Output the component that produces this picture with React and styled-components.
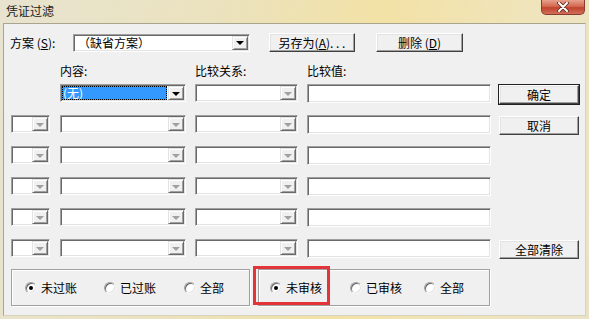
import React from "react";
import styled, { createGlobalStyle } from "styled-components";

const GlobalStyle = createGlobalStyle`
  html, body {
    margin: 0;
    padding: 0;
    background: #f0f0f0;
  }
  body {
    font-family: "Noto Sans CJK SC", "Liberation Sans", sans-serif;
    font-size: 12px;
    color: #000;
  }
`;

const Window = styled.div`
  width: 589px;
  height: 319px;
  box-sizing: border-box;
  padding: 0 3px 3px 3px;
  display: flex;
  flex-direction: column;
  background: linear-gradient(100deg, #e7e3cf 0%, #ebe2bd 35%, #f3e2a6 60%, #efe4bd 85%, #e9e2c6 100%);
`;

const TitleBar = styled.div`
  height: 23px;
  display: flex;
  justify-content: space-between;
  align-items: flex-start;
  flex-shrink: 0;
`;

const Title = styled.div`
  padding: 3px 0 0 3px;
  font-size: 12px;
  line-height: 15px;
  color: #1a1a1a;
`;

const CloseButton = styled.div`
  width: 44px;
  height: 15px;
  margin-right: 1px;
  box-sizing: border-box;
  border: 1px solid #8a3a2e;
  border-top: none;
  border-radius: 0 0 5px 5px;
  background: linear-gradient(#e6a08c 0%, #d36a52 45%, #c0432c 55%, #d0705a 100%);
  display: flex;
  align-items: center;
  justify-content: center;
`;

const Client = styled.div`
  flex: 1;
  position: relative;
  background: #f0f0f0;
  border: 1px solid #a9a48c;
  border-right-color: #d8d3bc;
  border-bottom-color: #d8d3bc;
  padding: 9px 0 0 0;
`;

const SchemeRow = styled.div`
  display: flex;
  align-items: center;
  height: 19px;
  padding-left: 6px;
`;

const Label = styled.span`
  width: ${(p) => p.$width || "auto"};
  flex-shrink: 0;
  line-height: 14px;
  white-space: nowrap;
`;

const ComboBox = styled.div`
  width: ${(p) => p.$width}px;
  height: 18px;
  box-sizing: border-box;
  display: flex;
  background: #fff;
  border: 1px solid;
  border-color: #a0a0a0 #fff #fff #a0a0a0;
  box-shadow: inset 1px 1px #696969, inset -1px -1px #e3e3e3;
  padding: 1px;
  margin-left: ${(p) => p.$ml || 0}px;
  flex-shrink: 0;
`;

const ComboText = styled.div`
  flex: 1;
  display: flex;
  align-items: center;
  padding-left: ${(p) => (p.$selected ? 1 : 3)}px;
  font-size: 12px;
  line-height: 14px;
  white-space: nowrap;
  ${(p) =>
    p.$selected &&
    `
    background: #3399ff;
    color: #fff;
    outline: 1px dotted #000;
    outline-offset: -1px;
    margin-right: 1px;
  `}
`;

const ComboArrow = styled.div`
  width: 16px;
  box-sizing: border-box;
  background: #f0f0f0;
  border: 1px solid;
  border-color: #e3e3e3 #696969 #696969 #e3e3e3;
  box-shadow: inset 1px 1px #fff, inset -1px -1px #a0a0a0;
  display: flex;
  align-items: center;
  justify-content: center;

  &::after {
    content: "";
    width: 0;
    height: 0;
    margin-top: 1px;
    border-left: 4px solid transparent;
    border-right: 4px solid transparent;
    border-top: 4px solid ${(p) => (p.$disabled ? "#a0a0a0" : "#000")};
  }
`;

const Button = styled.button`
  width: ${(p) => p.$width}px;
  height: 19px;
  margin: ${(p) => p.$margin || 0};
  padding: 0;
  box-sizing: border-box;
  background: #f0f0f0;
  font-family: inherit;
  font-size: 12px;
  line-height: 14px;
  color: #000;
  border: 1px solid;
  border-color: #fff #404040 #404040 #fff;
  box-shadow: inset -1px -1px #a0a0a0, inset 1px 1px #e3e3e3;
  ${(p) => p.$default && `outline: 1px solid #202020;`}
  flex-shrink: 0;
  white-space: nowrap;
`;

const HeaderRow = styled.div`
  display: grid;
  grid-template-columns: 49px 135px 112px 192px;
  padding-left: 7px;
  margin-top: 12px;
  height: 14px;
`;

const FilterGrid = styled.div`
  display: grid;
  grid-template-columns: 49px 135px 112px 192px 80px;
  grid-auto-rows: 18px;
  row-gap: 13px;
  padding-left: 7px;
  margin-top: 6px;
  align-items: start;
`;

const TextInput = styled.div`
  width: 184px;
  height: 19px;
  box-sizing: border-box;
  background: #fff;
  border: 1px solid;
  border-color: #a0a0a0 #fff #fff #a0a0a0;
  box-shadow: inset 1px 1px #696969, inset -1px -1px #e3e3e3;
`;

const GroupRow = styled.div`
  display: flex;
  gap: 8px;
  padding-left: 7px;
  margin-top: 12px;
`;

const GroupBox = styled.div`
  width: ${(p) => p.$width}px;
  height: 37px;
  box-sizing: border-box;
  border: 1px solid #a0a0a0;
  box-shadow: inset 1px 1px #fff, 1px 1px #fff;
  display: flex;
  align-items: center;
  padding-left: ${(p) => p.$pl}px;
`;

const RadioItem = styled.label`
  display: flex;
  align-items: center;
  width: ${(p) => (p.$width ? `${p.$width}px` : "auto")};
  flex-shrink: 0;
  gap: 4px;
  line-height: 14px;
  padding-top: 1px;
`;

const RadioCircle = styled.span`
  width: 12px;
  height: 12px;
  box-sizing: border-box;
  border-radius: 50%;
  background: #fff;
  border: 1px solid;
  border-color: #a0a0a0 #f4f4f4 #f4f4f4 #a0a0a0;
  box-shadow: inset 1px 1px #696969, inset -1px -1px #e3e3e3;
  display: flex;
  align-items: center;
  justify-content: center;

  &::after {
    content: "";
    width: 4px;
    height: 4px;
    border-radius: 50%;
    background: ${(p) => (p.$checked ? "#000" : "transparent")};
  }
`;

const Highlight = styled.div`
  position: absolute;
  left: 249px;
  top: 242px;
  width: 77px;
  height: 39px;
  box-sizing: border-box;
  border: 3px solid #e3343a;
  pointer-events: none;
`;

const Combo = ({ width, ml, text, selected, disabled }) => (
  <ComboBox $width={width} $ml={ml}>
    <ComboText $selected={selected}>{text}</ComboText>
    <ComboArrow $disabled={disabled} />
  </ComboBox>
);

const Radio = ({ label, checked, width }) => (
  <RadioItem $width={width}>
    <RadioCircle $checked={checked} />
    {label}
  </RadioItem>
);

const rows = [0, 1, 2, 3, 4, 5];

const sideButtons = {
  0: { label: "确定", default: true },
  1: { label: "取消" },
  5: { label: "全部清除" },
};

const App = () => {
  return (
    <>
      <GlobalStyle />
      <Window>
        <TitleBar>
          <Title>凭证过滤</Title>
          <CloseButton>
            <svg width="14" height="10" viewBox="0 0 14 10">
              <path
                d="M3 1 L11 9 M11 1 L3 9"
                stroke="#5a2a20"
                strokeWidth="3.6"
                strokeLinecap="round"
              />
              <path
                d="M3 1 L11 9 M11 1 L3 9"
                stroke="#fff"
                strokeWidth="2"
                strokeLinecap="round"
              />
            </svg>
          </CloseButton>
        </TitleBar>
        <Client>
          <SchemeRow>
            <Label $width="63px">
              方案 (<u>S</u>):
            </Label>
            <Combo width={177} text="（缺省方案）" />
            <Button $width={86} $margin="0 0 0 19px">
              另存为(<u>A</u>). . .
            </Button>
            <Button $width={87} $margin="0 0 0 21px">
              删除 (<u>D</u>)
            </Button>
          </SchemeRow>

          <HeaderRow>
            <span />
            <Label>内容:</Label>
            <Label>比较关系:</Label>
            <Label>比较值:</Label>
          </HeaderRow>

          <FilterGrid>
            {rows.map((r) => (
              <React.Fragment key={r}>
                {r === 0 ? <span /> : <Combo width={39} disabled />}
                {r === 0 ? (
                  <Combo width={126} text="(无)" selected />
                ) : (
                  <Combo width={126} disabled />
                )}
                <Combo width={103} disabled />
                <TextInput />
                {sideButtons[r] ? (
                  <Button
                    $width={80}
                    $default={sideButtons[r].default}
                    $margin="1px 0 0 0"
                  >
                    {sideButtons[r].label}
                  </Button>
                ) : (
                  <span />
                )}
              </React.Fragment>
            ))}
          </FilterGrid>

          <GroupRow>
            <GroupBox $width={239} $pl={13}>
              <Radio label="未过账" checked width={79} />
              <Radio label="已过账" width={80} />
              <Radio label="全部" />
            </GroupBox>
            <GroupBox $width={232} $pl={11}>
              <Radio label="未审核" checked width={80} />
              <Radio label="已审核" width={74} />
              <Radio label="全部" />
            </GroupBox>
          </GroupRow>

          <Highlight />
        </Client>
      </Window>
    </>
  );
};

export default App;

--

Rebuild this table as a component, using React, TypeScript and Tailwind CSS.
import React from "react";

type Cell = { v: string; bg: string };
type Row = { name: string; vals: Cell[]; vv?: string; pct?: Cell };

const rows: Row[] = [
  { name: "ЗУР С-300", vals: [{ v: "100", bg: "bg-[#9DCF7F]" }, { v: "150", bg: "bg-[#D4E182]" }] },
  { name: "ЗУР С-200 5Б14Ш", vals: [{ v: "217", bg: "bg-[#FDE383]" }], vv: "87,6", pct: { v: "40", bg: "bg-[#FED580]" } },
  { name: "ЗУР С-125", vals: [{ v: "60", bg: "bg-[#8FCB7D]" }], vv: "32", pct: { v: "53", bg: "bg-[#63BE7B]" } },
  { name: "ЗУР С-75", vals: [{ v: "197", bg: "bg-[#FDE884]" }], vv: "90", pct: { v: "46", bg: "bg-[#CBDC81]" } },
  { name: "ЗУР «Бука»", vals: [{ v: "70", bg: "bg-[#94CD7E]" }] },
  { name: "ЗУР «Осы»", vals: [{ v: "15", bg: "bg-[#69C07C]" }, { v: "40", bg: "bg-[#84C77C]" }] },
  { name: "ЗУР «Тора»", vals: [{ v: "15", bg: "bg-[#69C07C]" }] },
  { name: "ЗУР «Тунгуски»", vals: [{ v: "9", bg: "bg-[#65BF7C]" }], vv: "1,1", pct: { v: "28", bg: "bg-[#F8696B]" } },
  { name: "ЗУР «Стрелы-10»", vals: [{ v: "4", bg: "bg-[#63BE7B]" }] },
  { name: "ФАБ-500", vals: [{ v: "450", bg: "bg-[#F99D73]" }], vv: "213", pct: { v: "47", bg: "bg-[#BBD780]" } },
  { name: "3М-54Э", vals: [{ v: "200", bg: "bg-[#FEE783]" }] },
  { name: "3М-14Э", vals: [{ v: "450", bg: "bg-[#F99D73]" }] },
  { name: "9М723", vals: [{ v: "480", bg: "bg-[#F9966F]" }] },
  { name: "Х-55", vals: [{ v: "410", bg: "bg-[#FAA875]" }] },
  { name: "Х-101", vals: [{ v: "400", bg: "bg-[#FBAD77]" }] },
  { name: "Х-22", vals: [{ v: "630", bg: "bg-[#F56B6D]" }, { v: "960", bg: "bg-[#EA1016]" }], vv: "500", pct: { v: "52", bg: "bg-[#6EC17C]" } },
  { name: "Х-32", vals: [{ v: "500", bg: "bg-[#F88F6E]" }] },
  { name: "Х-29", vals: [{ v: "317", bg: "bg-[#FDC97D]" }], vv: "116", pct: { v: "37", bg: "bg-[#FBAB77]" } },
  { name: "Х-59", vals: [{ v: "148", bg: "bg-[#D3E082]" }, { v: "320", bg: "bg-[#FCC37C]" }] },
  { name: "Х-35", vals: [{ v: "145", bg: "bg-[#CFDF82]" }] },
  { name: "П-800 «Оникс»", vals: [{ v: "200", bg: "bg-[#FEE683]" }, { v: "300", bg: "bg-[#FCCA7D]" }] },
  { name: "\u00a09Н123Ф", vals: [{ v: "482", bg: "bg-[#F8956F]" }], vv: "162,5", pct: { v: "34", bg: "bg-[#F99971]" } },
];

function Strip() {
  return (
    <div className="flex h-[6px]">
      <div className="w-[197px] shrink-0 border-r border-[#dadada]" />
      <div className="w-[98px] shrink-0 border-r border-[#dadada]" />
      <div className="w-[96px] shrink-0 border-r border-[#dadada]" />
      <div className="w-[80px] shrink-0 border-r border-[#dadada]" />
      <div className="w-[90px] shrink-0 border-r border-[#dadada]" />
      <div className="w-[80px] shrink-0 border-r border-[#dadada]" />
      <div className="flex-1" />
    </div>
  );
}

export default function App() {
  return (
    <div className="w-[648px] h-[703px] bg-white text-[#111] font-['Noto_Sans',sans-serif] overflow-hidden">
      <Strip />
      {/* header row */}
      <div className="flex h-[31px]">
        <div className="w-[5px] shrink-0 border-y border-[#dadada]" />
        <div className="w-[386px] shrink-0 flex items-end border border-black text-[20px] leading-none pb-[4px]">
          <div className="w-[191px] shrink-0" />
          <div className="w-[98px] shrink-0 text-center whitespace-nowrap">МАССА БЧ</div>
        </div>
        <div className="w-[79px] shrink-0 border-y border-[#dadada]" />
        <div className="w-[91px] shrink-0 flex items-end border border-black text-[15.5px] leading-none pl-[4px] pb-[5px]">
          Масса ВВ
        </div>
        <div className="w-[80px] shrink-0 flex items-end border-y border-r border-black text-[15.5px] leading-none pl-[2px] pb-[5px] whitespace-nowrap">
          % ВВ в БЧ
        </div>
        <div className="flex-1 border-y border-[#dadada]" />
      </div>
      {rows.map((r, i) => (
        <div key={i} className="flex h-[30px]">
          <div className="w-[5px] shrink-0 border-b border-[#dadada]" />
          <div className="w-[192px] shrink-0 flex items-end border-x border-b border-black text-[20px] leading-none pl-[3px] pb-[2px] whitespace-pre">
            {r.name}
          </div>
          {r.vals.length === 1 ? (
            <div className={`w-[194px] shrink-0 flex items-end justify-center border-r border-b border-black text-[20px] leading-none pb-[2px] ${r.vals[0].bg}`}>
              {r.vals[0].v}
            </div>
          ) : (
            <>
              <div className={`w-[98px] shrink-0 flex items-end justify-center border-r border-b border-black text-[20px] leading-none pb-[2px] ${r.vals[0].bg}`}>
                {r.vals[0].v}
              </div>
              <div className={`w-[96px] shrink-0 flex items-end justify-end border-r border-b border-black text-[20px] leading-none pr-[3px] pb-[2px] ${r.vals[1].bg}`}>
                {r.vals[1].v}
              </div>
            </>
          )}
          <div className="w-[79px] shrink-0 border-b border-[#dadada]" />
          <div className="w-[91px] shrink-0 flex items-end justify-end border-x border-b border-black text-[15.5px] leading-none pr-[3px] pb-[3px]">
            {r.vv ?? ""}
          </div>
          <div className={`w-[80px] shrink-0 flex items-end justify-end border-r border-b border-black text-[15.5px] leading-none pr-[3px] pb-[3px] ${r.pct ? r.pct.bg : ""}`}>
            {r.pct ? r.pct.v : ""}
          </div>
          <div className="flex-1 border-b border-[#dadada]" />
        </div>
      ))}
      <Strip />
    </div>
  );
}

WORK INSTRUCTIONS: Tally the lines above that contain the word "this", and reply with only the number.

EXPECTED OUTPUT: 2